Bottas selbst sparte es sich, öffentlich zu erwähnen, dass die Pole durchaus greifbar gewesen wäre. Stattdessen deutete er mehrfach an, dass Ferrari in Sochi schlichtweg schneller sei und besser mit den Ultrasoft-Reifen umgehen könne - mit diesen Mischungen hatte Mercedes dieses Jahr schon mehrfach Probleme gehabt. Immerhin, stellte Bottas fest, sei Mercedes im Gesamten ein guter Fortschritt gelungen.
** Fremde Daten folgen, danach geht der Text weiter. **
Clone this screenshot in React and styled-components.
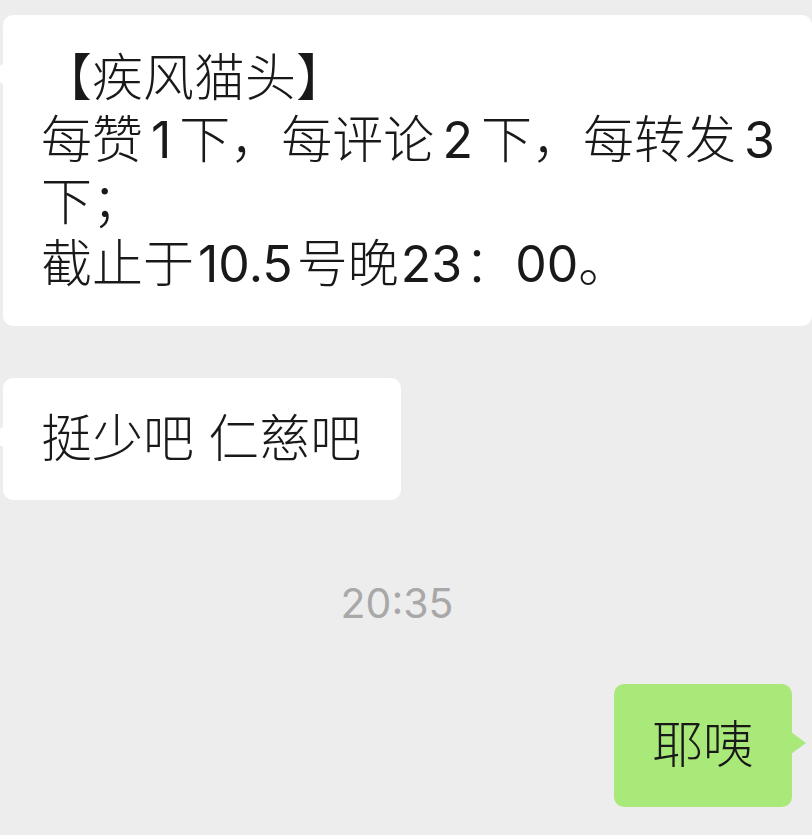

Am Freitag nach den Trainings hatte Ferrari deutlich die Oberhand, am Samstag sah es wesentlich enger aus zwischen den beiden Top-Teams der Formel 1. "Wir haben uns verbessert", sagte Bottas. "Ich weiß aber nicht, ob es am Auto oder an den Reifen lag. Aber unsere Veränderungen über Nacht sollten uns auch im Rennen helfen. Alles zeigte in die richtige Richtung. Wenn die Bedingungen gleich bleiben, sollte es in Ordnung sein."

Chance für Bottas

Dabei war Bottas zu Beginn des Russland-Wochenendes überrascht gewesen, dass sich Ferrari so stark präsentiert: "Ja, auf jeden Fall. Ich persönlich und wir als Team haben gedacht, dass es besser wird als in Bahrain. Das hat sich aber nicht als richtig herausgestellt und bis jetzt macht Ferrari etwas besser als wir."

Nachdem Hamilton in Russland arge Probleme zu haben scheint, muss Bottas die Mercedes-Ehre retten. Ein möglicher Sieg würde auch ihm persönlich gut tun, nachdem er zuletzt einiges an Kritik angesichts seiner Renn-Performance abbekommen hatte.